The policy was a bit vague, but it was spiritually similar to Shopify’s new stance. The gist was, please don’t do stuff on the side. The company mostly wanted you to devote your attention and creativity to them alone.

I was feeling terribly anxious that our app would be blocked by the policy, so I reached out, explained the situation honestly, and asked for permission. Thankfully, the company was cool about it, and they revised the policy to be much more supportive about this sort of thing. We were able to launch the app and continue working on it for years after.

I’m so glad that happened!

That project is my favorite thing I’ve worked on in my 20+ year career. This modest little app remains the purest expression of how I want to make software.

It’s been a valuable creative outlet, and a useful contrast to the strenuous complexity of working on massive-scale products. It also gave me a much deeper appreciation for what it takes to run a company, and what it’s like to make all the tough decisions. (It’s really hard!)

Ironically, all of this made me much better at my full time job. I wouldn’t be nearly as versatile or empathetic at work without this experience. The feedback loop between the two has been ovewhelmingly positive.

Now onto the “founder’s mindset” that Tobi alludes to in his memo.

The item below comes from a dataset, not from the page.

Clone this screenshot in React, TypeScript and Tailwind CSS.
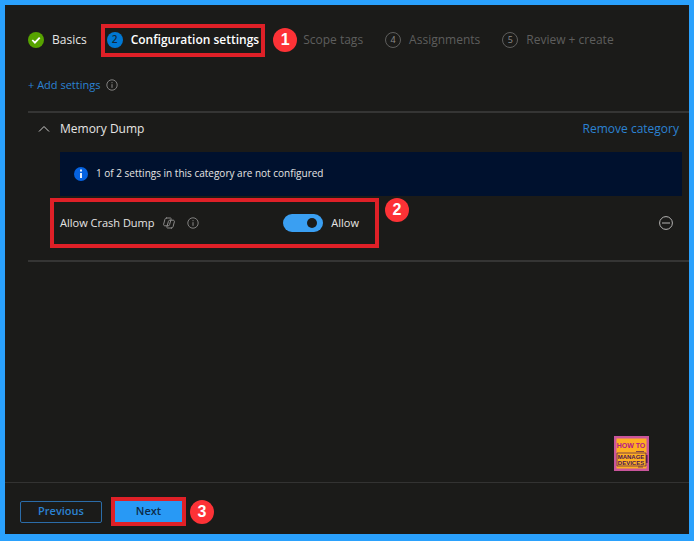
import type { ReactNode } from "react";

function CalloutBadge({ children }: { children: ReactNode }) {
  return (
    <span className="flex size-6 shrink-0 items-center justify-center rounded-full bg-[#fd3236] font-['Liberation_Sans',sans-serif] text-base font-bold text-white">
      {children}
    </span>
  );
}

function InfoIcon() {
  return (
    <svg className="size-3 shrink-0" viewBox="0 0 12 12" fill="none" stroke="#8c8b8a" aria-hidden="true">
      <circle cx="6" cy="6" r="5.2" strokeWidth="0.9" />
      <path d="M6 5.2v3.6M6 3.2v1" strokeWidth="1" />
    </svg>
  );
}

function CopilotIcon() {
  return (
    <svg className="size-3 shrink-0" viewBox="0 0 12 12" fill="none" stroke="#8c8b8a" strokeLinejoin="round" strokeLinecap="round" aria-hidden="true">
      <path d="M3.600 1h3.700c.8 0 1 .5.8 1.200L6.600 7.600c-.2.800-.6 1.200-1.400 1.200H2C.9 8.800.4 8.100.7 7l1.200-4.600C2.100 1.500 2.700 1 3.600 1z" />
      <path d="M8.400 11H4.700c-.8 0-1-.5-.8-1.200l1.500-5.400c.2-.8.6-1.200 1.400-1.200H10c1.100 0 1.600.7 1.300 1.800l-1.200 4.600c-.2.900-.8 1.400-1.700 1.400z" />
    </svg>
  );
}

function SiteLogo() {
  return (
    <svg className="size-[35px]" viewBox="0 0 35 35" role="img" aria-label="How to manage devices">
      <rect width="35" height="35" fill="#c9559b" />
      <rect x="2.500" y="2.500" width="30" height="30" fill="#fdaf22" />
      <g fontFamily="'Liberation Sans', sans-serif" fontWeight="700" textAnchor="middle">
        <text x="17" y="12" fontSize="7" fill="#b5168a">HOW TO</text>
        <text x="17" y="23" fontSize="6" fill="#4a1455">MANAGE</text>
        <text x="17" y="29" fontSize="6" fill="#4a1455">DEVICES</text>
      </g>
      <path d="M22 15.500h8M3 17h29v13H3zM24 31h5" fill="none" stroke="#4a1455" strokeWidth="0.7" />
      <path d="M32.800 19v8" stroke="#4a1455" strokeWidth="1.400" />
    </svg>
  );
}

export default function App() {
  return (
    <div className="flex min-h-screen flex-col border-[5px] border-b-[7px] border-[#2aa1fd] bg-[#1b1b19] font-['Open_Sans','Noto_Sans',sans-serif] text-xs text-[#e6e5e4]">
      <main className="flex flex-1 flex-col pl-[23px]">
        <nav className="mt-3.5 flex h-[42px] items-center">
          <a href="#basics" className="flex items-center gap-2">
            <svg className="size-4" viewBox="0 0 16 16" aria-hidden="true">
              <circle cx="8" cy="8" r="8" fill="#57a300" />
              <path d="M4.300 8l2.600 2.700 4.800-5" fill="none" stroke="#fff" strokeWidth="1.800" />
            </svg>
            Basics
          </a>
          <a href="#configuration" aria-current="step" className="ml-3.5 flex h-[33px] items-center gap-2 border-4 border-[#df2027] px-0.5 font-semibold text-white">
            <span className="flex size-4 items-center justify-center rounded-full bg-[#0078d4] text-[10px] text-[#10283c]">2</span>
            Configuration settings
          </a>
          <span className="ml-2 flex"><CalloutBadge>1</CalloutBadge></span>
          <a href="#scope" className="ml-1.5 text-[#5e5e5d]">Scope tags</a>
          <a href="#assignments" className="ml-[22px] flex items-center gap-2 text-[#5e5e5d]">
            <span className="flex size-4 items-center justify-center rounded-full border border-[#5e5e5d] text-[9px] text-[#8c8c8b]">4</span>
            Assignments
          </a>
          <a href="#review" className="ml-[22px] flex items-center gap-2 text-[#5e5e5d]">
            <span className="flex size-4 items-center justify-center rounded-full border border-[#5e5e5d] text-[9px] text-[#8c8c8b]">5</span>
            Review + create
          </a>
        </nav>

        <div className="mt-4 flex h-4 items-center gap-1.5 text-[11px]">
          <button type="button" className="text-[#2b82d2]">+ Add settings</button>
          <InfoIcon />
        </div>

        <section className="mt-[18px] border-y-2 border-[#353534] pb-3">
          <div className="flex h-8 items-center pr-2.5">
            <button type="button" aria-label="Collapse category" className="ml-2.5">
              <svg className="size-3" viewBox="0 0 12 12" fill="none" stroke="#cfcecd" aria-hidden="true">
                <path d="M1 8.500l5-5 5 5" />
              </svg>
            </button>
            <h2 className="ml-2.5">Memory Dump</h2>
            <button type="button" className="ml-auto text-[#2b82d2]">Remove category</button>
          </div>

          <div className="mt-[7px] mr-[7px] ml-8 flex h-11 items-center gap-2 bg-[#00112e] px-3.5 text-[10px]">
            <svg className="size-3.5" viewBox="0 0 14 14" aria-hidden="true">
              <circle cx="7" cy="7" r="7" fill="#0562e0" />
              <path d="M7 6v5M7 2.600v2" stroke="#fff" strokeWidth="1.800" />
            </svg>
            1 of 2 settings in this category are not configured
          </div>

          <div className="mt-0.5 mr-4 ml-[22px] flex items-start text-[11px]">
            <div className="flex h-[50px] w-[329px] items-center border-4 border-[#df2027] pl-1.5">
              <label htmlFor="crash-dump">Allow Crash Dump</label>
              <span className="ml-2 flex gap-3">
                <CopilotIcon />
                <InfoIcon />
              </span>
              <span className="mr-4 ml-auto flex items-center gap-2">
                <input
                  id="crash-dump"
                  type="checkbox"
                  role="switch"
                  defaultChecked
                  className="flex h-[18px] w-10 appearance-none items-center rounded-full bg-[#3a9ff2] px-1.5 before:size-2.5 before:rounded-full before:bg-[#1b1b19] checked:before:ml-auto"
                />
                <span>Allow</span>
              </span>
            </div>
            <span className="ml-1.5"><CalloutBadge>2</CalloutBadge></span>
            <button type="button" aria-label="Remove setting" className="ml-auto self-center">
              <svg className="size-3.5" viewBox="0 0 14 14" fill="none" stroke="#b5b4b3" aria-hidden="true">
                <circle cx="7" cy="7" r="6.400" />
                <path d="M3 7h8" />
              </svg>
            </button>
          </div>
        </section>

        <div className="mt-auto mr-10 mb-[11px] self-end">
          <SiteLogo />
        </div>
      </main>

      <footer className="flex h-[52px] items-center border-t border-[#333332] pt-2 pb-0.5 pl-[15px] text-[11px] font-semibold">
        <button type="button" className="h-[22px] w-[82px] rounded-xs border border-[#2b6ca8] text-[#2b82d2]">Previous</button>
        <div className="ml-[9px] border-4 border-[#df2027]">
          <button type="button" className="block h-[21px] w-[67px] bg-[#2899f5] text-[#0c2c48]">Next</button>
        </div>
        <span className="ml-1"><CalloutBadge>3</CalloutBadge></span>
      </footer>
    </div>
  );
}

To be frank, this is nonsense. If you aren’t the founder of a company, you don’t get any of the benefits of being a founder. Expecting employees to act like company owners is extractive manipulation.

This ideology tends to take much more from employees than it gives back. They’ll develop an unhealthy mentality that their total dedication—and likely overwork—is essential to the company’s success. But it’s not, and most employees will never see personal returns like a founder might, regardless of how much they believe in the mission and grind it out.

Tech companies aren’t sports teams, either. No one is getting international notoriety and multi-million dollar endorsement deals because they’re great at programming a website! Let’s be real about this.

And on the subject of ownership: when an employee leaves a company, they don’t own any of the work they did there. The company owns all of it, and they might even restrict people from sharing or talking about it at all. This is the opposite of being a founder with an ownership stake. The mindset thing is just a delusion.

To be clear—tech employees absolutely can influence the success of the companies they work for, by taking charge and driving work forward. But their level of commitment should be commensurate with their compensation and authority at the company.

So what’s the best way to help employees develop a founder’s mindset?

Let them found things! Give creative people the freedom to be creative in whatever dimensions they want.

The key is setting clear boundaries, and trusting people to honor them. A fair arrangement is like this:

  1. No conflicts of interest – don’t work on a thing that’s the same as your full time gig. If you work at Slack, don’t make a chat app. This should be obvious.
  2. Prioritize your day job – you agreed to work full time for a company, so work full time. That means 40 hours. Give the company your best, and don’t spend your attention at work moonlighting on something else.

But after that, the rest of your time is yours. If you have the chance, try a project that enriches your point of view or diversifies your experience. Don’t just do a side hustle; find a side passion. You’ll be better for it, and your day job will be too.